I saw him storm back inside their bungalow while she sat on her chair, her face buried in her hands, her shoulders shaking. She grabbed the glass of iced tea and threw it at the door where her husband disappeared to, wiped her face with the hem of her white dress and walked to the fence to retrieve her book.

It was a total shock then, especially to me, to learn that she had died just this morning when she stepped in the path of a speeding delivery truck right in front of their house.

marc, i am truly loving your jester story and you have this nasty habit of ending the day's entry leaving me wanting more.
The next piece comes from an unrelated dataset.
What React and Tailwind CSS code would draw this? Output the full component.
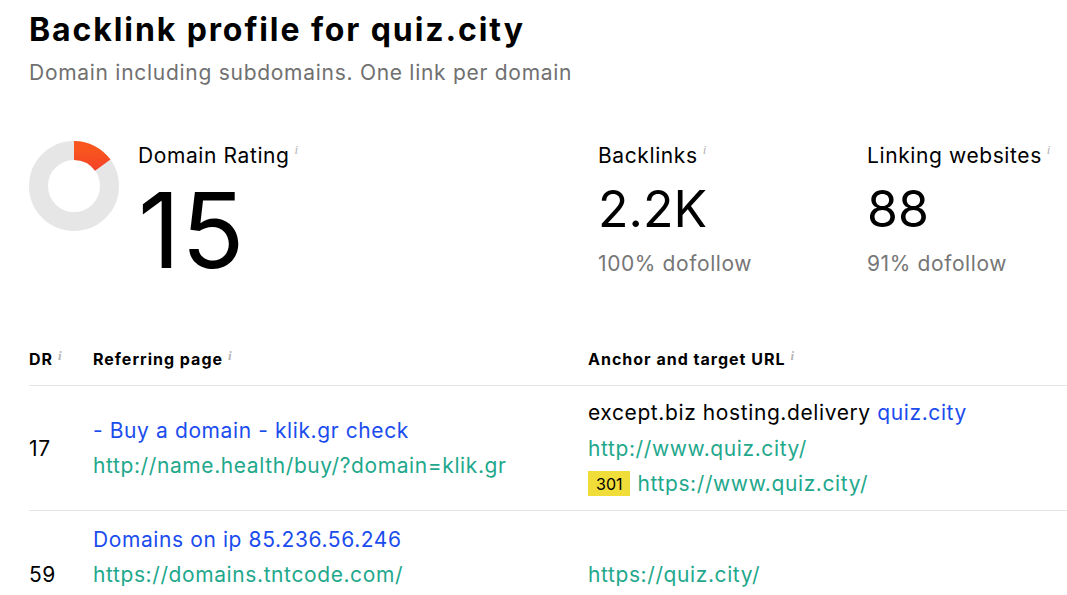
import React from "react";

const I = () => (
  <span className="ml-[5px] align-top text-[13px] italic leading-none tracking-normal text-[#b5b5b5]" style={{ fontFamily: "'Liberation Serif', serif" }}>i</span>
);

function Donut() {
  const r = 35.5;
  const c = 2 * Math.PI * r;
  const pct = 0.15;
  return (
    <svg width="90" height="90" viewBox="0 0 90 90" className="-mt-[2px] shrink-0">
      <defs>
        <linearGradient id="g" gradientUnits="userSpaceOnUse" x1="45" y1="0" x2="82" y2="0">
          <stop offset="0%" stopColor="#f2322f" />
          <stop offset="100%" stopColor="#f8561e" />
        </linearGradient>
      </defs>
      <circle cx="45" cy="45" r={r} fill="none" stroke="#e6e6e6" strokeWidth="19" />
      <circle
        cx="45"
        cy="45"
        r={r}
        fill="none"
        stroke="url(#g)"
        strokeWidth="19"
        strokeDasharray={`${c * pct} ${c}`}
        transform="rotate(-90 45 45)"
      />
    </svg>
  );
}

export default function App() {
  return (
    <div className="min-h-[595px] bg-white pl-[29px] pt-[10px] text-black" style={{ fontFamily: "Inter, 'Noto Sans', sans-serif" }}>
      <h1 className="text-[32px] font-bold leading-[40px] tracking-[1.9px]">Backlink profile for quiz.city</h1>
      <p className="mt-[10px] text-[21px] leading-[26px] tracking-[0.72px] text-[#707070]">Domain including subdomains. One link per domain</p>

      <div className="mt-[57px] flex">
        <div className="flex w-[569px] items-start gap-[19px]">
          <Donut />
          <div>
            <div className="text-[21px] leading-[26px] tracking-[0.6px]">Domain Rating<I /></div>
            <div className="mt-[9px] text-[104px] font-normal leading-[104px] tracking-[1px]">15</div>
          </div>
        </div>
        <div className="w-[269px]">
          <div className="text-[21px] leading-[26px] tracking-[0.6px]">Backlinks<I /></div>
          <div className="mt-[12px] text-[50px] leading-[56px]">2.2K</div>
          <div className="mt-[14px] text-[21px] leading-[26px] tracking-[0.6px] text-[#767676]">100% dofollow</div>
        </div>
        <div>
          <div className="text-[21px] leading-[26px] tracking-[0.6px]">Linking websites<I /></div>
          <div className="mt-[12px] text-[50px] leading-[56px]">88</div>
          <div className="mt-[14px] text-[21px] leading-[26px] tracking-[0.6px] text-[#767676]">91% dofollow</div>
        </div>
      </div>

      <div className="mt-[67px]">
        <div className="grid grid-cols-[64px_495px_1fr] border-b border-[#e5e5e5] pb-[16px] text-[16px] font-bold leading-[20px] tracking-[1px]">
          <div>DR<I /></div>
          <div>Referring page<I /></div>
          <div>Anchor and target URL<I /></div>
        </div>

        <div className="grid grid-cols-[64px_495px_1fr] border-b border-[#e5e5e5] pb-[8px] pt-[9px] text-[21px] leading-[35.5px] tracking-[0.6px]">
          <div className="flex items-center">17</div>
          <div className="flex flex-col justify-center">
            <div className="text-[#1b4cee]">- Buy a domain - klik.gr check</div>
            <div className="text-[#1fa88c]">http://name.health/buy/?domain=klik.gr</div>
          </div>
          <div>
            <div>except.biz hosting.delivery <span className="text-[#1b4cee]">quiz.city</span></div>
            <div className="text-[#1fa88c]">http://www.quiz.city/</div>
            <div className="flex items-center">
              <span className="mr-[7px] inline-flex h-[25px] items-center bg-[#f0dd3a] px-[8px] text-[16px] leading-none tracking-normal">301</span>
              <span className="text-[#1fa88c]">https://www.quiz.city/</span>
            </div>
          </div>
        </div>

        <div className="grid grid-cols-[64px_495px_1fr] pt-[11px] text-[21px] leading-[35.5px] tracking-[0.6px]">
          <div className="flex items-end">59</div>
          <div>
            <div className="text-[#1b4cee]">Domains on ip 85.236.56.246</div>
            <div className="text-[#1fa88c]">https://domains.tntcode.com/</div>
          </div>
          <div className="flex items-end text-[#1fa88c]">https://quiz.city/</div>
        </div>
      </div>
    </div>
  );
}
last night i was at Toronto's Totally Unknown Writers' Festival where Monica Manning was one of the featured writers that's why i wasn't able to post my two haikus.

morganna said...

It's been a long day, so I have nothing to share, but I just wanted to say, Marc, that I really am starting to feel for Jerry -- he isn't fit for the task he's set before himself, but he's going to do it anyway, for love. Good job letting us know all this without explicitly saying so. And good job keeping up with NaNo, providing prompts here and writing something for them, and everything you do in your real life. Keep up the good work!

Marc said...

All - apologies for the short comments to follow. It's past bedtime.

Heather - fantastic creation from that one line. Loved it.

Greg - that was an excellent first line for you to work with. You did not disappoint.

Allycat - great characterization!

Watermark - thanks, glad you liked it :)

What an intriguing beginning! I would be happy to read more if you chose to continue it.

Zhongming - very nicely done.

g2 - hah, I love the twist on that opening line. More please!

Summerfield - that is a lovely first line to work with, and you did a great job continuing from it.

That's very exciting! Did you get to meet Monica?